London: In a prickly interaction with a moderator, S Jaishankar, Indian External Affairs Minister, remarked in a panel discussion at the annual Munich Security Conference that ties with China are going through a very difficult phase.
Answering a question on the Sino-India situation, the minister explained: “It’s a problem we are having with China; and the problem is this: that for 45 years there was peace, there was stable border management, there were no military casualties from 1975. That changed because we had agreements with China not to bring military forces to the border, we call it border but it’s a line of actual control, and the Chinese violated those agreements. Now the state of the border will determine the state of the relationship. That’s natural. So obviously relations with China are going through a very difficult phase.”
Asked if the relationship with the West had improved as a result of the confrontation with China, he replied: “My relations with the West were quite decent before June 2020.”
The questioner pointed out: “A recent poll, I think it was published just last week, indicates that on this occasion of the 30th anniversary of ASEAN-India relations which we celebrate this year, levels of trust between ASEAN countries and India are fairly low. India ranks fifth, after Japan, the United States, the EU and China; and only 16.6 per cent of respondents in this poll have said that they have confidence in India.”
Jaishankar answered: “I am a politician, so I believe in polls. But I have never seen a poll which has made any sense to me when it comes to foreign policy. So I guess what you cited is probably part of a long list.

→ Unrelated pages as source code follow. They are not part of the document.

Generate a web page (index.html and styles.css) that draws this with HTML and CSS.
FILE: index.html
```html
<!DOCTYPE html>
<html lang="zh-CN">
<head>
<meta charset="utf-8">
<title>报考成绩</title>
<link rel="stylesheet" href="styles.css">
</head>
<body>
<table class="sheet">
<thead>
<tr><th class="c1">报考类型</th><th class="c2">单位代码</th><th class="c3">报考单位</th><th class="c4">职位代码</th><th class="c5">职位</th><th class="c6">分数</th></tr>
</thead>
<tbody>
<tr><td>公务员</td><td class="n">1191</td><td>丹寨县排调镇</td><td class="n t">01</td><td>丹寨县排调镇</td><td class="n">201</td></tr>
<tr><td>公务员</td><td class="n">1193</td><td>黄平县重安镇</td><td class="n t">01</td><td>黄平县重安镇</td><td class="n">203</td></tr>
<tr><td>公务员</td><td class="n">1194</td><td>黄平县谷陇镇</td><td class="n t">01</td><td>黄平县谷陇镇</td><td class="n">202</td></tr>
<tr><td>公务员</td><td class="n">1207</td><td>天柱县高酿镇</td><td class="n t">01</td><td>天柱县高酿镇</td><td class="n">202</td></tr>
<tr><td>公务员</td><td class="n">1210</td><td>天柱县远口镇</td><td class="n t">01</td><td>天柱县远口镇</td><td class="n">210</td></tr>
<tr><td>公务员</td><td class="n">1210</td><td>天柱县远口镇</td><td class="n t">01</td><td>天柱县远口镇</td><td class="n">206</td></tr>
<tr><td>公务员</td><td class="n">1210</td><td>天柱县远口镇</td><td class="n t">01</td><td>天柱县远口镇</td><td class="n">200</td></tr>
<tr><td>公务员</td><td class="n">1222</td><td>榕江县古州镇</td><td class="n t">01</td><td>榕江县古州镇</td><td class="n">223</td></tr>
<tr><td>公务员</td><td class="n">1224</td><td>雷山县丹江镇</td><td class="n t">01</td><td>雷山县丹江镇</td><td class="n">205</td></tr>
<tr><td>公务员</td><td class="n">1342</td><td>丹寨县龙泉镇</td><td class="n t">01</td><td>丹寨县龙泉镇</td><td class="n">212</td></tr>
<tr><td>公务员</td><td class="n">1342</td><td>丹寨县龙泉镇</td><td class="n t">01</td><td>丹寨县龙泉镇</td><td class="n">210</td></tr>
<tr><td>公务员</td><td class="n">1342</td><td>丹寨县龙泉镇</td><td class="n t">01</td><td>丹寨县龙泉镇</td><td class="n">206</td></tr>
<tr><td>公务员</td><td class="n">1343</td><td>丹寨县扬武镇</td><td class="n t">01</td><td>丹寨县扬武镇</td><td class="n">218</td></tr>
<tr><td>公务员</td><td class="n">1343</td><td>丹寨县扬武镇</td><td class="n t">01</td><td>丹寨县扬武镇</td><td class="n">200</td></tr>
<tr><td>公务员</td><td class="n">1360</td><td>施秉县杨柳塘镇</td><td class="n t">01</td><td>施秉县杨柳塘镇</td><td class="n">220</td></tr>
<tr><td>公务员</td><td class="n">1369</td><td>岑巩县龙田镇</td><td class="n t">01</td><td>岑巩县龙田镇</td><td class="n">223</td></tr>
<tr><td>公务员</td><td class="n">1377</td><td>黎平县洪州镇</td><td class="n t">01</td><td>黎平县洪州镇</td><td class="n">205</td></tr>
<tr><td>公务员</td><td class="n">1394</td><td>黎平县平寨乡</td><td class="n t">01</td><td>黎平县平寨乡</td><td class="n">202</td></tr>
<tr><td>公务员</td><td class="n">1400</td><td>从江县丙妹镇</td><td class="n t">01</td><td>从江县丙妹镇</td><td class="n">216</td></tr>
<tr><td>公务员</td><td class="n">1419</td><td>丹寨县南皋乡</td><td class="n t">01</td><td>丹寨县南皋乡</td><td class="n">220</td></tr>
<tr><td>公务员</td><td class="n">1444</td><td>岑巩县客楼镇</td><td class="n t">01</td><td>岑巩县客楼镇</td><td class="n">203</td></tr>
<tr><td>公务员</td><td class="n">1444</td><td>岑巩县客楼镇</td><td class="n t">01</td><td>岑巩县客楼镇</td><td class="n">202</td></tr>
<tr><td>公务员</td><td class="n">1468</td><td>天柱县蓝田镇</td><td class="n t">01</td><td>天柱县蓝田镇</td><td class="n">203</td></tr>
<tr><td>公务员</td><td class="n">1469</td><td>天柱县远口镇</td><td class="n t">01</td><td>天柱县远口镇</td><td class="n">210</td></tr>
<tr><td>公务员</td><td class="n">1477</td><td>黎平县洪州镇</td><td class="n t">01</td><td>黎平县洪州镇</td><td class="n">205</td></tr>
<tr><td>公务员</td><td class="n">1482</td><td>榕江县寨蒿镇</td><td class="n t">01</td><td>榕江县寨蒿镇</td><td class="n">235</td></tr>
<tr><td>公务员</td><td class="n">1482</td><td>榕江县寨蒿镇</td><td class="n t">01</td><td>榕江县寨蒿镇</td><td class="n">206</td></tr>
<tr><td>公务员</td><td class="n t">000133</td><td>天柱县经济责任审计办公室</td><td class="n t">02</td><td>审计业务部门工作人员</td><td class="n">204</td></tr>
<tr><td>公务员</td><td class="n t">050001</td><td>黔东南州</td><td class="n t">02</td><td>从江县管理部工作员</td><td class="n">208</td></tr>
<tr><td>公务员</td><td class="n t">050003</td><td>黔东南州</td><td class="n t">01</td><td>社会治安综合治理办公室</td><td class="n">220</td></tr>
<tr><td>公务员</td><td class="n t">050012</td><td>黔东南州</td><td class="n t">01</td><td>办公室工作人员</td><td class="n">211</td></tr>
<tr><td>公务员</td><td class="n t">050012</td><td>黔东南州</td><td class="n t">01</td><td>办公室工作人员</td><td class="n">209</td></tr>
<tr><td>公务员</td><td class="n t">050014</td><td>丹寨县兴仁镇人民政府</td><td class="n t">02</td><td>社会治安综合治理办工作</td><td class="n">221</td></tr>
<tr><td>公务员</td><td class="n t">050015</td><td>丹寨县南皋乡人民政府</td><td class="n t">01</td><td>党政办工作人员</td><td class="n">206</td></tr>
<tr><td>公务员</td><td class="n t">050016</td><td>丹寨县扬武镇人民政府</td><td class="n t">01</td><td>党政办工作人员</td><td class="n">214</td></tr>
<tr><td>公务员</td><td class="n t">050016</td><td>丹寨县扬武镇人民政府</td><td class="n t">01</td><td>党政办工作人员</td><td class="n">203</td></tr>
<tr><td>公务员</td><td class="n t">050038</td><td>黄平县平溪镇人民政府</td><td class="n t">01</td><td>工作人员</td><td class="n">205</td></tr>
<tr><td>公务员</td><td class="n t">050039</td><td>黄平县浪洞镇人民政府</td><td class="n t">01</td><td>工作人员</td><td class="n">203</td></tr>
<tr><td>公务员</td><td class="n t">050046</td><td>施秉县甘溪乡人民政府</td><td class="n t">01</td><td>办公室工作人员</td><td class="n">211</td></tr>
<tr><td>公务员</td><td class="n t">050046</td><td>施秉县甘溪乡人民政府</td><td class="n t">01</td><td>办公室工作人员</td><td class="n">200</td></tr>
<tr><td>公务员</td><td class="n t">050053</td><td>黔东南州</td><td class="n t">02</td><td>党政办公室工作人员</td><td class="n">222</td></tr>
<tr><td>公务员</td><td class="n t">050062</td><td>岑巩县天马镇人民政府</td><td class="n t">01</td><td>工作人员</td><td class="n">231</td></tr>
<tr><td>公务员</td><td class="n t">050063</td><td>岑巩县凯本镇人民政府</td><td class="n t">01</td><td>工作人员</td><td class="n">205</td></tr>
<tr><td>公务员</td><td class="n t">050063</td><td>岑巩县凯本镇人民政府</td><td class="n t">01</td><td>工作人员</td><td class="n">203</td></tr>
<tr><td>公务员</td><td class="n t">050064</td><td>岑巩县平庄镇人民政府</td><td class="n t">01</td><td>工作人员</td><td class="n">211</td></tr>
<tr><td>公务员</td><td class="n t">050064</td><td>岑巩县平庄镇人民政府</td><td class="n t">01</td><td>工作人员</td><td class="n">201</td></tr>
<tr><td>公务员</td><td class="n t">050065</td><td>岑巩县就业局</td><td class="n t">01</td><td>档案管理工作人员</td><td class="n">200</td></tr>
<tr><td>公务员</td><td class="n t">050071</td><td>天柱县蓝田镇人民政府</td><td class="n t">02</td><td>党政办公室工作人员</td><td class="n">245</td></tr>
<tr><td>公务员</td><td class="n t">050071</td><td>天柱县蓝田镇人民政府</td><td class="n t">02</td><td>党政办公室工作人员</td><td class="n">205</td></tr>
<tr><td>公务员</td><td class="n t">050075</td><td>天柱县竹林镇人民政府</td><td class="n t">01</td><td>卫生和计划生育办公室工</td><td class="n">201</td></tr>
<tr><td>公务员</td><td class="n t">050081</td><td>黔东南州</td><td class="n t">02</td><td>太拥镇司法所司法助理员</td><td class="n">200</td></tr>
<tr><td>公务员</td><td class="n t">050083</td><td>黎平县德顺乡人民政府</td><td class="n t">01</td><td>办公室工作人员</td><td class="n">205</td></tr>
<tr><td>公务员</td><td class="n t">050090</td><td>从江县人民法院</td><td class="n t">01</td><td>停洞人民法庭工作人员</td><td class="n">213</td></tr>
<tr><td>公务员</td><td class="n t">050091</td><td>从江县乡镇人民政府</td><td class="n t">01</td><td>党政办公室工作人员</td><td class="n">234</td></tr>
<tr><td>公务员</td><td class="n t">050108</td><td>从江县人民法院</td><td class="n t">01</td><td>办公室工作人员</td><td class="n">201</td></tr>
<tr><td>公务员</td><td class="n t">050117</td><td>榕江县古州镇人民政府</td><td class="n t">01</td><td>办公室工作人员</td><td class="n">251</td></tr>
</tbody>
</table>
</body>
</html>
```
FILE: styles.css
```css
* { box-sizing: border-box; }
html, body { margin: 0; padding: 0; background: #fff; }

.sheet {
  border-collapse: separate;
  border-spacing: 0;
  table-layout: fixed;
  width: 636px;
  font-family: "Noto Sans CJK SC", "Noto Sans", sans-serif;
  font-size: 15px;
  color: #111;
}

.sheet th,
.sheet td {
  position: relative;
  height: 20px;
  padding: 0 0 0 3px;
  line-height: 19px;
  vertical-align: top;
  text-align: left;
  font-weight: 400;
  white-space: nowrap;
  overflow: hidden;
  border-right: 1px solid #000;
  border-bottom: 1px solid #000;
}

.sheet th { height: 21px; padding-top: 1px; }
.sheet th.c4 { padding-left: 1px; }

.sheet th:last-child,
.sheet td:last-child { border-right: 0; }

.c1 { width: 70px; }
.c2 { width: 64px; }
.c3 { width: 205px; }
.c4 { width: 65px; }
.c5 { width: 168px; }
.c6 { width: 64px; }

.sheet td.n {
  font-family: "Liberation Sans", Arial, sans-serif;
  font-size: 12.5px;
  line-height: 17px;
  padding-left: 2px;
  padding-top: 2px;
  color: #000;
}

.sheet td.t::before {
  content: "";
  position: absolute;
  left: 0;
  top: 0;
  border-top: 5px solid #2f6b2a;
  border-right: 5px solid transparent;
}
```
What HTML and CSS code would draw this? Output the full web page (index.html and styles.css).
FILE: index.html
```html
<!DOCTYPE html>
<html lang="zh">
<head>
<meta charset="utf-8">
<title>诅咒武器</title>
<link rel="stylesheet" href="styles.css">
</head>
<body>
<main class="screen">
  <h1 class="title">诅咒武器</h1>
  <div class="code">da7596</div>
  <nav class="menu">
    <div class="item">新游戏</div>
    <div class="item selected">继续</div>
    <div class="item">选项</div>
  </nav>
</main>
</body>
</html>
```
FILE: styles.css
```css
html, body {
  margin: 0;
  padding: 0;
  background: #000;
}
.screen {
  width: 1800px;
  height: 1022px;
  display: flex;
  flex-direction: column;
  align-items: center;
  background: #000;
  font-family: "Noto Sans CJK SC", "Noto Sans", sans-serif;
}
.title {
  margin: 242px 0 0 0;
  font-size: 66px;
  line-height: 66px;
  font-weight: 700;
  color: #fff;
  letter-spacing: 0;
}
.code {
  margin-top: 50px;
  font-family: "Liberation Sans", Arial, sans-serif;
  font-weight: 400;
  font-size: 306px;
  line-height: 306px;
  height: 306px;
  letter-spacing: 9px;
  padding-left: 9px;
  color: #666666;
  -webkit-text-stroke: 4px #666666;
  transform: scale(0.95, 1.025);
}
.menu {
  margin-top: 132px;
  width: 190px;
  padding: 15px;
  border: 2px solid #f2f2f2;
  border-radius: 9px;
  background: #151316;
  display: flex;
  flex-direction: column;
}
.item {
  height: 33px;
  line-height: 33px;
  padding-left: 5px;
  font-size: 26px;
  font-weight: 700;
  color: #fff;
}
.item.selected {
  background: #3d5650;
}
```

I would say our relations right now with ASEAN are actually growing well. The two big changes which are taking place are, we have much stronger security cooperation with the ASEAN and the other is physical connectivity.”
There was a charge of lack of principle between India’s attitude towards China and policy towards Russia, when it came to the latter’s current stand-off with Ukraine. The minister challenged this by saying: “I don’t think the situations in the Indo-Pacific and the trans-Atlantic are really analogous. We have quite distinct challenges between what’s happening here (Europe) and what happening in the Indo-Pacific.”
He added: “I think principles and interests are balanced and if people were so principled in this part of the world, they would have been practicing those principles in Asia or in Afghanistan.”
Jaishankar was speaking at a panel discussion on ‘A Sea Change? Regional Order and Security in the Indo-Pacific’. Other speakers in the conversation were representatives of the three other QUAD member countries, namely Yoshimasa Hayashi, foreign minister in Japan, Marise Payne, the Australian foreign minister, and Jeanne Shaheen, a US senator.
Thirty heads of government or state and over 100 minister rank officials are attending the weekend conference.